Barriers to recovery for the travel sector, continued Simon include changing rules for passport regulations and airlines misleading customers with regards to the people who have been wrongly denied boarding due to the fact that their passport doesn’t have six months’ validity post travel, with Simon saying that in reality, it only has to be three months’ validity, but there is so much misinformation online that consumers are believing what they see. He could be soon that airlines, however, could be denied for soon a significant number of claims from customers who have been wrongly boarding in such situations. Other barriers to recovery in the travel sector include the Russian invasion of Ukraine, and border crossings from UK ports.
However, people are traveling once more in big numbers, said Simon. people are keen to read about holidays being canceled and flights going wrong – thousands of customers are suffering canceled flights on a daily basis due to staff shortage thanks to Covid, and these stories are frequently the most read stories on The Independent’s website.
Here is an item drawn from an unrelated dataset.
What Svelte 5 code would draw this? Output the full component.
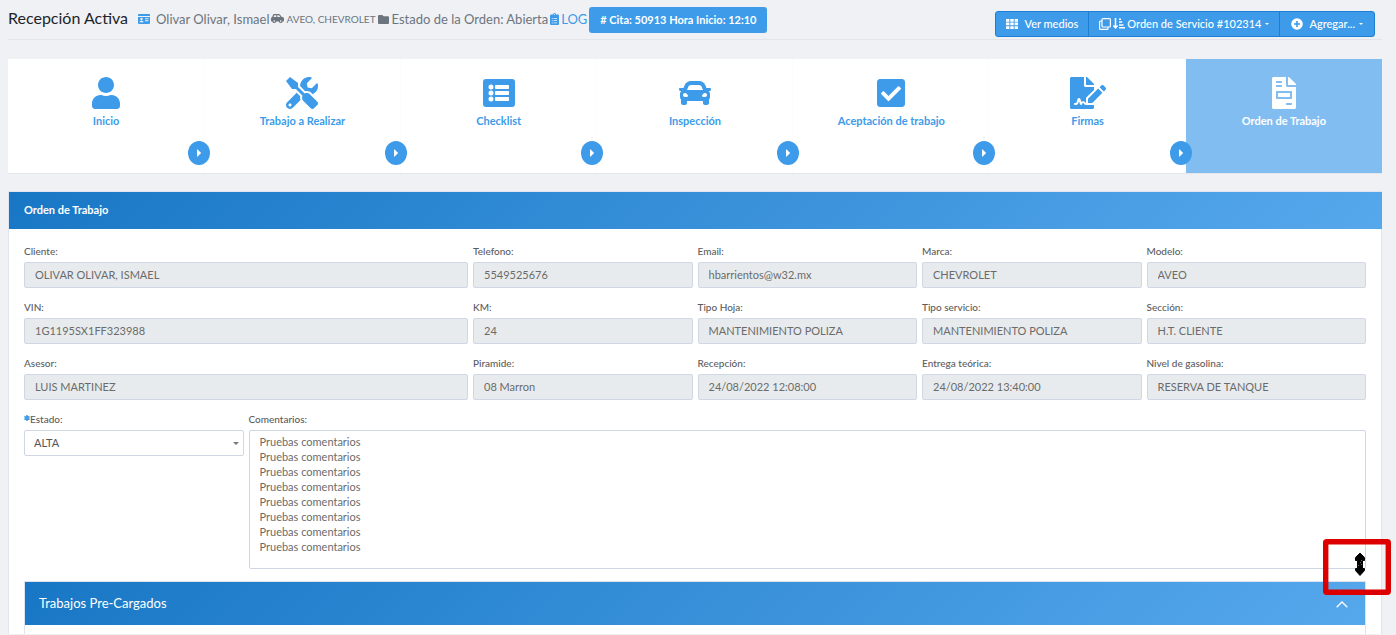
<script>
  const steps = [
    { label: 'Inicio', w: 448, d: 'M224 256c70.7 0 128-57.3 128-128S294.7 0 224 0 96 57.3 96 128s57.3 128 128 128zm89.6 32h-16.7c-22.2 10.2-46.9 16-72.9 16s-50.6-5.8-72.9-16h-16.7C60.2 288 0 348.2 0 422.4V464c0 26.5 21.5 48 48 48h352c26.5 0 48-21.5 48-48v-41.6c0-74.2-60.2-134.4-134.4-134.4z' },
    { label: 'Trabajo a Realizar', w: 512, d: 'M501.1 395.7L384 278.6c-23.1-23.1-57.6-27.6-85.4-13.9L192 158.1V96L64 0 0 64l96 128h62.1l106.6 106.6c-13.6 27.8-9.2 62.3 13.9 85.4l117.1 117.1c14.6 14.6 38.2 14.6 52.7 0l52.7-52.7c14.5-14.6 14.5-38.2 0-52.7zM331.7 225c28.3 0 54.9 11 74.9 31l19.4 19.4c15.8-6.9 30.8-16.5 43.8-29.5 37.1-37.1 49.7-89.3 37.9-136.7-2.2-9-13.5-12.1-20.1-5.5l-74.4 74.4-67.9-11.3L334 98.9l74.4-74.4c6.6-6.6 3.4-17.9-5.7-20.2-47.4-11.7-99.6.9-136.6 37.9-28.5 28.5-41.9 66.1-41.2 103.6l82.1 82.1c8.1-1.9 16.5-2.9 24.7-2.9zm-103.9 82l-56.7-56.7L18.7 402.8c-25 25-25 65.5 0 90.5s65.5 25 90.5 0l123.6-123.6c-7.6-19.9-9.9-41.6-5-62.7zM64 472c-13.2 0-24-10.8-24-24 0-13.3 10.7-24 24-24s24 10.7 24 24c0 13.2-10.7 24-24 24z' },
    { label: 'Checklist', w: 512, d: 'M464 32H48a48 48 0 0 0-48 48v352a48 48 0 0 0 48 48h416a48 48 0 0 0 48-48V80a48 48 0 0 0-48-48zM128 120a40 40 0 1 1 0 80 40 40 0 0 1 0-80zm0 96a40 40 0 1 1 0 80 40 40 0 0 1 0-80zm0 96a40 40 0 1 1 0 80 40 40 0 0 1 0-80zM204 128h200q12 0 12 12v40q0 12-12 12H204q-12 0-12-12v-40q0-12 12-12zm0 96h200q12 0 12 12v40q0 12-12 12H204q-12 0-12-12v-40q0-12 12-12zm0 96h200q12 0 12 12v40q0 12-12 12H204q-12 0-12-12v-40q0-12 12-12z' },
    { label: 'Inspección', w: 512, d: 'M499.99 176h-59.87l-16.64-41.6C406.38 91.63 365.57 64 319.5 64h-127c-46.06 0-86.88 27.63-103.99 70.4L71.87 176H12.01C4.2 176-1.53 183.34.37 190.91l6 24C7.7 220.25 12.5 224 18.01 224h20.07C24.65 235.73 16 252.78 16 272v48c0 16.12 6.16 30.67 16 41.93V416c0 17.67 14.33 32 32 32h32c17.67 0 32-14.33 32-32v-32h256v32c0 17.67 14.33 32 32 32h32c17.67 0 32-14.33 32-32v-54.07c9.84-11.25 16-25.8 16-41.93v-48c0-19.22-8.65-36.27-22.07-48H494c5.51 0 10.31-3.75 11.64-9.09l6-24c1.89-7.57-3.84-14.91-11.65-14.91zm-352.06-17.83c7.29-18.22 24.94-30.17 44.57-30.17h127c19.63 0 37.28 11.95 44.57 30.17L384 208H128l19.93-49.83zM96 319.8c-19.2 0-32-12.76-32-31.9S76.8 256 96 256s48 28.71 48 47.85-28.8 15.95-48 15.95zm320 0c-19.2 0-48 3.19-48-15.95S396.8 256 416 256s32 12.76 32 31.9-12.8 31.9-32 31.9z' },
    { label: 'Aceptación de trabajo', w: 448, d: 'M400 480H48c-26.51 0-48-21.49-48-48V80c0-26.51 21.49-48 48-48h352c26.51 0 48 21.49 48 48v352c0 26.51-21.49 48-48 48zm-204.686-98.059l184-184c6.248-6.248 6.248-16.379 0-22.627l-22.627-22.627c-6.248-6.248-16.379-6.249-22.628 0L184 302.745l-70.059-70.059c-6.248-6.248-16.379-6.248-22.628 0l-22.627 22.627c-6.248 6.248-6.248 16.379 0 22.627l104 104c6.249 6.25 16.379 6.25 22.628.001z' },
    { label: 'Firmas', w: 576, d: 'M218.17 424.14c-2.95-5.92-8.09-6.52-10.17-6.52s-7.22.59-10.02 6.19l-7.67 15.34c-6.37 12.78-25.03 11.37-29.48-2.09L144 386.59l-10.61 31.88c-5.89 17.66-22.38 29.53-41 29.53H80c-8.84 0-16-7.16-16-16s7.16-16 16-16h12.39c4.83 0 9.11-3.08 10.64-7.66l18.19-54.64c3.3-9.81 12.44-16.41 22.78-16.41s19.48 6.59 22.77 16.41l13.88 41.64c19.75-16.19 54.06-9.7 66 14.16 1.89 3.78 5.49 5.95 9.36 6.26v-82.12l128-127.09V160H248c-13.2 0-24-10.8-24-24V0H24C10.7 0 0 10.7 0 24v464c0 13.3 10.7 24 24 24h336c13.3 0 24-10.7 24-24v-40l-128-.11c-16.12-.31-30.58-9.28-37.83-23.75zM384 121.9c0-6.3-2.5-12.4-7-16.9L279.1 7c-4.5-4.5-10.6-7-17-7H256v128h128v-6.1zm-96 225.06V416h68.99l161.68-162.78-67.88-67.88L288 346.96zm280.54-179.63l-31.87-31.87c-9.94-9.94-26.07-9.94-36.01 0l-27.25 27.25 67.88 67.88 27.25-27.25c9.95-9.94 9.95-26.07 0-36.01z' },
    { label: 'Orden de Trabajo', w: 384, active: true, d: 'M288 256H96v64h192v-64zm89-151L279.1 7c-4.5-4.5-10.6-7-17-7H256v128h128v-6.1c0-6.3-2.5-12.4-7-16.9zm-153 31V0H24C10.7 0 0 10.7 0 24v464c0 13.3 10.7 24 24 24h336c13.3 0 24-10.7 24-24V160H248c-13.2 0-24-10.8-24-24zM64 72c0-4.42 3.58-8 8-8h80c4.42 0 8 3.58 8 8v16c0 4.42-3.58 8-8 8H72c-4.42 0-8-3.58-8-8V72zm0 64c0-4.42 3.58-8 8-8h80c4.42 0 8 3.58 8 8v16c0 4.42-3.58 8-8 8H72c-4.42 0-8-3.58-8-8v-16zm256 304c0 4.42-3.58 8-8 8h-80c-4.42 0-8-3.58-8-8v-16c0-4.42 3.58-8 8-8h80c4.42 0 8 3.58 8 8v16zm0-200v96c0 8.84-7.16 16-16 16H80c-8.84 0-16-7.16-16-16v-96c0-8.84 7.16-16 16-16h224c8.84 0 16 7.16 16 16z' }
  ];

  const fields = [
    { id: 'cliente', label: 'Cliente:', value: 'OLIVAR OLIVAR, ISMAEL', wide: true },
    { id: 'telefono', label: 'Telefono:', value: '5549525676' },
    { id: 'email', label: 'Email:', value: 'hbarrientos@w32.mx' },
    { id: 'marca', label: 'Marca:', value: 'CHEVROLET' },
    { id: 'modelo', label: 'Modelo:', value: 'AVEO' },
    { id: 'vin', label: 'VIN:', value: '1G1195SX1FF323988', wide: true },
    { id: 'km', label: 'KM:', value: '24' },
    { id: 'hoja', label: 'Tipo Hoja:', value: 'MANTENIMIENTO POLIZA' },
    { id: 'servicio', label: 'Tipo servicio:', value: 'MANTENIMIENTO POLIZA' },
    { id: 'seccion', label: 'Sección:', value: 'H.T. CLIENTE' },
    { id: 'asesor', label: 'Asesor:', value: 'LUIS MARTINEZ', wide: true },
    { id: 'piramide', label: 'Piramide:', value: '08 Marron' },
    { id: 'recepcion', label: 'Recepción:', value: '24/08/2022 12:08:00' },
    { id: 'entrega', label: 'Entrega teórica:', value: '24/08/2022 13:40:00' },
    { id: 'gasolina', label: 'Nivel de gasolina:', value: 'RESERVA DE TANQUE' }
  ];

  let comments = $state(Array(8).fill('Pruebas comentarios').join('\n'));
</script>

<div class="page">
  <header>
    <h1>Recepción Activa</h1>
    <div class="meta">
      <svg class="blue card" width="12" height="10" viewBox="0 0 12 10" fill="currentColor" fill-rule="evenodd"><path d="M1 0h10a1 1 0 0 1 1 1v1H0V1a1 1 0 0 1 1-1zM0 3h12v6a1 1 0 0 1-1 1H1a1 1 0 0 1-1-1zM3.500 3.800a1.200 1.200 0 1 0 0 2.400 1.200 1.200 0 0 0 0-2.400zM1.500 8.200h4q0-1.500-1.300-1.500H2.800q-1.300 0-1.300 1.500zM7 4.300v.9h3.500v-.9zM7 6.300v.9h3.500v-.9z"/></svg>
      <span>Olivar Olivar, Ismael</span>
      <svg width="13" height="10" viewBox="0 0 13 10" fill="currentColor" fill-rule="evenodd"><path d="M3.200 0h4.600q.8 0 1.300.7L10.800 3h.7Q13 3.200 13 4.700v2q0 .8-.8.8h-.5a2 2 0 0 1-3.900 0H5.200a2 2 0 0 1-3.900 0H.8Q0 7.500 0 6.700V4.500Q0 3.300 1.200 3L2 .8Q2.300 0 3.200 0zM3.300 1.200L2.600 3h2.700V1.200zM6.300 1.200V3h3L8 1.200zM3.250 6.300a.8.8 0 1 0 0 1.600.8.8 0 0 0 0-1.600zM9.750 6.300a.8.8 0 1 0 0 1.600.8.8 0 0 0 0-1.600z"/></svg>
      <small>AVEO, CHEVROLET</small>
      <svg class="folder" width="11" height="9" viewBox="0 0 11 9" fill="currentColor"><path d="M1 0h3.300l1.400 1.300H10a1 1 0 0 1 1 1V8a1 1 0 0 1-1 1H1a1 1 0 0 1-1-1V1a1 1 0 0 1 1-1z"/></svg>
      <span>Estado de la Orden: Abierta</span>
      <a href="#log">
        <svg width="9" height="12" viewBox="0 0 384 512" fill="currentColor" fill-rule="evenodd"><path d="M336 64h-80a64 64 0 0 0-128 0H48a48 48 0 0 0-48 48v352a48 48 0 0 0 48 48h288a48 48 0 0 0 48-48V112a48 48 0 0 0-48-48zM96 400a24 24 0 1 1 0 48 24 24 0 0 1 0-48zm0-96a24 24 0 1 1 0 48 24 24 0 0 1 0-48zm0-96a24 24 0 1 1 0 48 24 24 0 0 1 0-48zm96-168a24 24 0 1 1 0 48 24 24 0 0 1 0-48zM152 216h152v28H152zm0 96h152v28H152zm0 96h152v28H152z"/></svg>LOG</a>
      <button class="cita"># Cita: 50913 Hora Inicio: 12:10</button>
    </div>
    <div class="group">
      <button>
        <svg width="12" height="10" viewBox="0 0 12 10" fill="currentColor"><path d="M0 0h3.400v2.700H0zM4.300 0h3.400v2.700H4.300zM8.600 0H12v2.700H8.600zM0 3.600h3.400v2.700H0zM4.300 3.600h3.400v2.700H4.300zM8.600 3.600H12v2.700H8.600zM0 7.300h3.400V10H0zM4.300 7.300h3.400V10H4.300zM8.600 7.300H12V10H8.600z"/></svg>
        <span>Ver medios</span>
      </button>
      <button class="orden">
        <svg width="12" height="12" viewBox="0 0 12 12" fill="none" stroke="currentColor" stroke-width="1.200"><rect x="3" y=".6" width="8.400" height="8.400" rx="1"/><path d="M3 3H1.600q-1 0-1 1v6.400q0 1 1 1H8q1 0 1-1V9"/></svg>
        <svg width="12" height="11" viewBox="0 0 12 11" fill="none" stroke="currentColor" stroke-width="1.500"><path d="M2.500 0v9.500M.4 7.500l2.100 2.400 2.100-2.400M6 1.200h2M6 4h3.200M6 6.900h4.500M6 9.800h6"/></svg>
        <span>Orden de Servicio #102314</span><i class="caret"></i>
      </button>
      <button class="add">
        <svg width="12" height="12" viewBox="0 0 12 12"><circle cx="6" cy="6" r="5.800" fill="currentColor"/><path d="M6 3v6M3 6h6" stroke="#3d9be9" stroke-width="1.600"/></svg>
        <span>Agregar...</span><i class="caret"></i>
      </button>
    </div>
  </header>

  <nav class="steps">
    {#each steps as s, i}
      <a href="#paso-{i + 1}" class="step" class:active={s.active}>
        <svg height="32" viewBox="0 0 {s.w} 512" fill="currentColor" fill-rule="evenodd"><path d={s.d} /></svg>
        <span>{s.label}</span>
        {#if !s.active}
          <b class="next"><svg width="4" height="8" viewBox="0 0 4 8" fill="currentColor"><path d="M0 .8Q0 0 .6.5L3.700 3.500q.5.500 0 1L.6 7.500Q0 8 0 7.200z"/></svg></b>
        {/if}
      </a>
    {/each}
  </nav>

  <section class="panel">
    <h2>Orden de Trabajo</h2>
    <div class="body">
      <div class="grid">
        {#each fields as f}
          <div class="field" class:wide={f.wide}>
            <label for={f.id}>{f.label}</label>
            <input id={f.id} value={f.value} disabled />
          </div>
        {/each}
        <div class="field">
          <label for="estado"><svg width="6" height="9" viewBox="0 0 6 9" stroke="#3d9be9" stroke-width="1.500"><path d="M3 3v6M.4 4.500l5.200 3M5.600 4.500l-5.200 3"/></svg>Estado:</label>
          <div class="select">
            <select id="estado"><option>ALTA</option></select>
            <i class="caret"></i>
          </div>
        </div>
        <div class="field comments">
          <label for="comentarios">Comentarios:</label>
          <textarea id="comentarios" bind:value={comments}></textarea>
          <svg class="mark" width="68" height="56" viewBox="0 0 68 56" aria-hidden="true">
            <rect x="2.700" y="2.700" width="62.600" height="50.600" rx="1" fill="none" stroke="#dc0000" stroke-width="5.400" stroke-linejoin="round"/>
            <path d="M37 14l4.500 4.500v3h-2v8h2v2L37 36.500l-4.500-5v-2h2v-8h-2v-3z" fill="#000" stroke="#000" stroke-linejoin="round"/>
            <path d="M35 27l1-1M37 24l1-1M38 22l1-1M38 26l1-1" stroke="#888" stroke-width=".8"/>
          </svg>
        </div>
      </div>

      <section class="inner">
        <h3>Trabajos Pre-Cargados
          <button aria-label="Contraer"><svg width="12" height="7" viewBox="0 0 12 7" fill="none" stroke="currentColor" stroke-width="1.300"><path d="M.7 6.300L6 1l5.300 5.300"/></svg></button>
        </h3>
        <div class="inner-body"></div>
      </section>
    </div>
  </section>
</div>

<style>
  :global(body) { margin: 0; background: #f0f1f5; }
  .page { padding: 0 14px 0 8px; font-family: "Lato", "Open Sans", sans-serif; font-size: 11px; color: #6c757d; }
  * { box-sizing: border-box; }
  svg { flex: none; }
  button, input, select, textarea { font: inherit; }
  h1, h2, h3 { margin: 0; }

  header { display: flex; align-items: center; height: 40px; border-bottom: 1px solid #e3e5ea; }
  h1 { font-size: 16px; font-weight: 400; color: #212529; margin: 0 10px 4px 0; white-space: nowrap; }
  .meta { display: flex; align-items: center; font-size: 13px; white-space: nowrap; gap: 2px; }
  .meta small { font-size: 10px; }
  .card { margin-right: 4px; }
  .folder { margin-right: 1px; }
  .blue, .meta a { color: #3d9be9; }
  .meta a { display: flex; align-items: center; gap: 2px; text-decoration: none; }
  .meta > :not(button) { margin-bottom: 2px; }
  .meta > svg { margin-bottom: 1px; }
  .cita { height: 26px; width: 178px; padding: 0; border: 0; border-radius: 3px; background: #3d9be9; color: #fff; font-size: 11px; font-weight: 700; }
  .group { display: flex; margin: 8px 7px 0 auto; }
  .group button { display: flex; align-items: center; justify-content: center; height: 26px; padding: 0 10px; border: 1px solid #1c7fd4; background: #3d9be9; color: #fff; font-size: 11px; font-weight: 500; white-space: nowrap; gap: 6px; }
  .group button + button { margin-left: -1px; }
  .group .orden { gap: 2px; }
  .group .add { padding: 0 11px; }
  .group button:first-child { border-radius: 3px 0 0 3px; }
  .group button:last-child { border-radius: 0 3px 3px 0; }
  .caret { width: 0; height: 0; border: 2px solid transparent; border-top-color: currentColor; border-bottom: 0; margin-left: 2px; }
  .add .caret { margin-left: -2px; }

  .steps { display: grid; grid-template-columns: repeat(7, 1fr); height: 115px; margin-top: 19px; background: #fff; border-bottom: 1px solid #e3e6ea; }
  .step { position: relative; display: flex; flex-direction: column; align-items: center; gap: 4px; padding-top: 18px; color: #3d9be9; font-size: 11px; line-height: 16px; font-weight: 700; text-decoration: none; box-shadow: inset -1px 0 #fcfcfc; }
  .active { background: #82bdf1; color: #fff; box-shadow: none; }
  .next { position: absolute; z-index: 1; right: -6px; bottom: 8px; display: flex; align-items: center; justify-content: center; width: 22px; height: 24px; border-radius: 50%; background: #3d9be9; color: #fff; }

  .panel { margin-top: 17px; border: 1px solid #e1e5ef; border-bottom: 0; background: #fff; }
  h2, h3 { background: linear-gradient(135deg, #1877c5, #56a8ec); color: #fff; }
  h2 { height: 37px; padding: 0 15px; font-size: 11px; line-height: 35px; font-weight: 700; margin-right: -1px; }
  .body { padding: 15px 15px 0; }
  .grid { display: grid; grid-template-columns: repeat(6, 1fr); column-gap: 5px; row-gap: 12px; }
  .field { position: relative; display: flex; flex-direction: column; min-width: 0; }
  .wide { grid-column: span 2; }
  .comments { grid-column: span 5; }
  label { display: flex; font-size: 10px; line-height: 14px; height: 18px; font-weight: 500; color: #5c5c5c; }
  input, select, textarea { width: 100%; border: 1px solid #cfd6e4; border-radius: 2px; padding: 0 10px 2px; font-size: 11px; color: #6b6b6b; background: #fff; }
  input { height: 26px; background: #e8ebed; }
  .select { position: relative; }
  select { display: block; height: 26px; padding: 0 9px 2px; appearance: none; color: #555; }
  .select .caret { position: absolute; right: 5px; top: 12px; border-width: 3px; border-bottom: 0; color: #777; }
  textarea { display: block; height: 139px; padding: 3px 10px; line-height: 15px; resize: none; }
  .mark { position: absolute; z-index: 2; right: -25px; bottom: -26px; }
  .inner { margin-top: 12px; border: 1px solid #dfe3ee; border-bottom: 0; }
  h3 { display: flex; align-items: center; justify-content: space-between; height: 43px; padding: 0 15px 2px 14px; font-size: 13px; font-weight: 400; }
  h3 button { padding: 0; border: 0; background: none; color: #fff; margin-right: 2px; }
  .inner-body { height: 9px; }
</style>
Meanwhile, Australia is making an appeal for temporary through its working holiday visa scheme, with offers of £10 flights for workers who fit the profile, showing how desperate the situation is for the travel and tourism sector in terms of a global shortage of workers .
Sian Brightey, Ombudsman Leader & Leah Nagle, Ombudsman Manager, Financial Ombudsman Service (FOS)
Sian and Leah’s presentation looked at travel insurance complaint volumes and themes, as well as offering insights through case study examples of the cases they have been working on. “The impact of Covid-19 on case volumes has been clear,” they said. In 2020/21, the FOS saw 8,175 converted travel insurance cases, while in 2021/22, there has been 2,120 and a complaint uphold rate of 42 per cent, which is higher than the previous two years. “The increase in the novel issues and constantly emerging trends faced by both the travel insurance industry and the FOS,” they said. Looking at how the FOS deals with the increasing volume of complaints, the FOS established internal cross-product working groups, increased engagement with key stakeholders and industry, and published a ‘key approaches’ document online.
The primary themes of the complaints seen by the FOS include premature cancellation of flights and holidays, ‘uncooperative’ travel agents, travelers being offered vouchers or the chance to rebook a flight or holiday instead of refunds, extended stay claims and premium refunds, as well as referrals to legal expenses insurances, policies that have a ‘gap’ in cover for changes to governmental travel advice and the definition of ‘essential’ travel.
Looking forward, the FOS considered how the travel insurance landscape might change in the future, the effect of companies withdrawing from the market, the impact of the Financial Conduct Authority’s Consumer Duty proposals, misrepresentation at point of sale and mid-term changes in material risk due to the health of the insured changing, and the effect of aggregator website sales on travel insurance premiums and coverage.